*clears throat*

I Don’t Care If The Family Stone Is A ‘Bad’ Movie, I’ll Watch It Anyway

May we all be so lucky as to want just one more holiday with our family.

by Samantha Darby

Like white lights versus colored lights, The Family Stone has become a polarizing Christmas icon to debate. The 2005 film with an all-star ensemble cast is either deeply loved by someone you know or considered an unhinged, terrible movie by somebody else you know.

But I’m here to tell you: It can be both. Because yes, I am well aware that The Family Stone is a truly wild movie, but I love it deeply — and I’m going to watch it this year and every year after anyway.

Yes, Sarah Jessica Parker’s character is a twat. Yes, the Stone family doesn’t really give her a chance. Yes, Rachel McAdams plays an unbelievably annoying family member. Yes, it’s beyond weird that Everett falls in love with his girlfriend’s sister as soon as he meets her and that his brother ends up with his ex.

Trust me, us The Family Stone fans know all of this.

But The Family Stone also gives the best Christmas lesson: The idea that all we have is right now, so we might as well be ourselves and love our people as hard as we can.

No movie portrays such a wholesome, gorgeous — and yes, realistic — family vibe as The Family Stone. From Kelly Stone (played by Craig T. Nelson) kissing his sons on their faces, to all of the siblings using American Sign Language to sign every conversation so their deaf brother never misses a beat. The brothers aren’t afraid of affection with their parents — or each other — and the one grandchild is doted on endlessly by the entire family. Throughout the movie, the Stone siblings play games together, pick up pizza together, snuggle up on the couch together. Individually, they have moments with their parents, from sneaking off for a nap to sneaking off for a joint at the high school football field. It all feels unbelievably real.

This is a family who deeply loves each other — even when one of them is meaner than the rest, even when they disagree with their brother’s choice for a girlfriend — and they aren’t afraid to show it. In one of my favorite scenes, Meredith (played by Sarah Jessica Parker) is describing to the family how she and Everett (played by Dermot Mulroney) met. In the background, you can see siblings sprawled out on their childhood couch, some piled onto the floor together, all of them completely comfortable and completely at peace in their family home.

It’s honestly inspiring.

And then there is the storyline that Sybil Stone (played by Diane Keaton) is dying of cancer — and she knows it. Throughout the film, you find her in quiet moments, staring off into the distance, or becoming increasingly grouchy and irritable with the situations unfolding around her. But once you realize all of that is her grief personifying itself, showing up in the tight corners that only grief knows how to do, it’s easy to see less of a weird mom character and more of a person in Keaton’s performance.

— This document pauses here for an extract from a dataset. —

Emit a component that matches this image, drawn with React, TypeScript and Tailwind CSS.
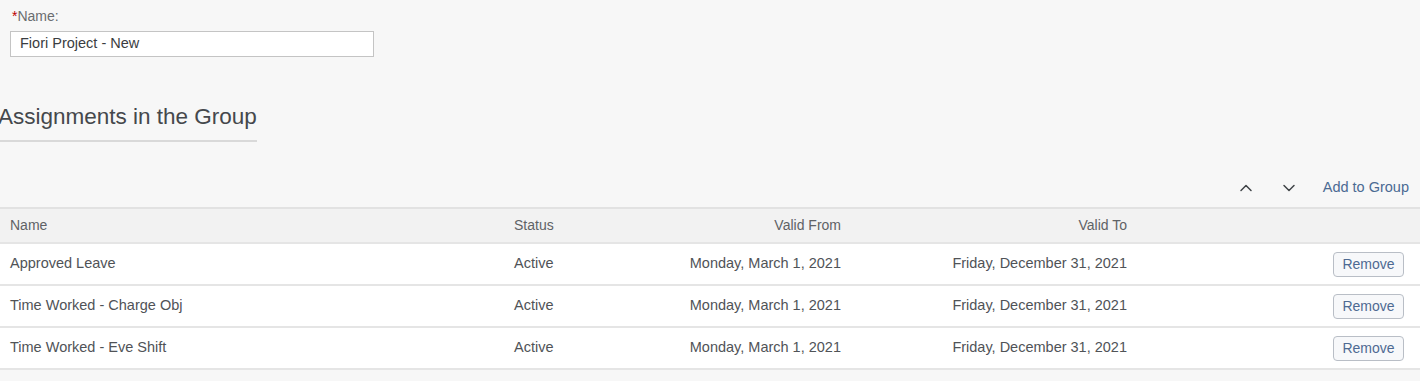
import { ChevronUp, ChevronDown } from "lucide-react";

const ROWS = [
  { name: "Approved Leave", status: "Active", from: "Monday, March 1, 2021", to: "Friday, December 31, 2021" },
  { name: "Time Worked - Charge Obj", status: "Active", from: "Monday, March 1, 2021", to: "Friday, December 31, 2021" },
  { name: "Time Worked - Eve Shift", status: "Active", from: "Monday, March 1, 2021", to: "Friday, December 31, 2021" },
];

const COLS = "grid grid-cols-[504px_160px_167px_286px_1fr] items-center pl-[10px] pr-[16px]";

export default function App() {
  return (
    <div
      className="w-full h-[381px] overflow-hidden bg-[#f7f7f7] text-[#32363a]"
      style={{ fontFamily: '"Liberation Sans", Arial, sans-serif' }}
    >
      {/* Name field */}
      <div className="pl-[10px] pt-[7px]">
        <label className="block pl-[2px] text-[14px] leading-[18px] text-[#6a6d70]">
          <span className="text-[#bb0000]">*</span>Name:
        </label>
        <div className="mt-[6px] w-[364px] h-[26px] border border-[#c4c4c4] bg-white flex items-center px-[9px] text-[14.5px] text-[#3a3d41]">
          Fiori Project - New
        </div>
      </div>

      {/* Section title */}
      <div className="mt-[46px] w-[257px]">
        <h2 className="-ml-[2px] text-[22.5px] leading-[28px] text-[#45484c] whitespace-nowrap">Assignments in the Group</h2>
        <div className="mt-[9px] h-[2px] bg-[#d9d9d9]" />
      </div>

      {/* Toolbar */}
      <div className="mt-[28px] h-[36px] flex items-center justify-end pr-[11px]">
        <button className="w-[40px] h-[28px] flex items-center justify-center text-[#3f4347]">
          <ChevronUp size={20} strokeWidth={1.8} />
        </button>
        <button className="w-[40px] h-[28px] flex items-center justify-center text-[#3f4347] ml-[3px]">
          <ChevronDown size={20} strokeWidth={1.8} />
        </button>
        <button className="ml-[14px] text-[14.5px] text-[#4b6a93]">Add to Group</button>
      </div>

      {/* Table */}
      <div className="mt-[1px] border-t-2 border-[#e2e2e2]">
        <div className={`${COLS} h-[35px] bg-[#f2f2f2] text-[14px] text-[#5f6266] border-b-2 border-[#e5e5e5]`}>
          <div>Name</div>
          <div>Status</div>
          <div className="text-right">Valid From</div>
          <div className="text-right">Valid To</div>
          <div />
        </div>
        {ROWS.map((r) => (
          <div
            key={r.name}
            className={`${COLS} h-[42px] bg-white text-[14.5px] text-[#505357] border-b-2 border-[#e5e5e5]`}
          >
            <div>{r.name}</div>
            <div>{r.status}</div>
            <div className="text-right">{r.from}</div>
            <div className="text-right">{r.to}</div>
            <div className="flex justify-end">
              <button className="w-[71px] h-[25px] rounded-[4px] border border-[#b9bec6] bg-[#f7f8fa] text-[14px] text-[#4e6a92]">
                Remove
              </button>
            </div>
          </div>
        ))}
      </div>
    </div>
  );
}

Sybil is the nucleus of her entire family; as such, each feel the ripple effect of grief. Everett wants to propose quickly, with his grandmother’s ring from his mom, because he’s afraid of her dying before he pops the questions. Thadd and his partner Patrick talk openly about wanting to adopt, and you can feel that they are anxious for a match so Sybil can meet her grandchild. Susannah, a mother of one who’s also heavily pregnant, comes to Christmas without her husband, and you know it’s because she doesn’t want to miss a single festive moment with her mom. Ben is constantly diffusing situations and making light of everything as a coping mechanism, while Amy freaks out and acts like a b*tch as hers.

It is all overwhelmingly lovely and heartbreaking and real. It’s how I imagine we all hope our families would react if we were dying of cancer: That they’d drop everything to be with us, even as their fully flawed selves.

The Family Stone isn’t meant to be judged by one plot point. It’s meant to be looked at as one whole movie, full of characters that mess up and apologize and then mess up again. It’s meant to be comforting and joyful, to be cringey and sad. It’s meant to be everything that reminds us of our own families and how lucky we are to desperately want one more day with our weird, over-the-top dynamic.

The Family Stone is not meant to be a “good” movie. The Family Stone is meant to be a Christmas movie.

And if seeing the whole family cry on Christmas morning as they open their gifts from Meredith doesn’t do something to your heart, you deserve a visit from three ghosts, too.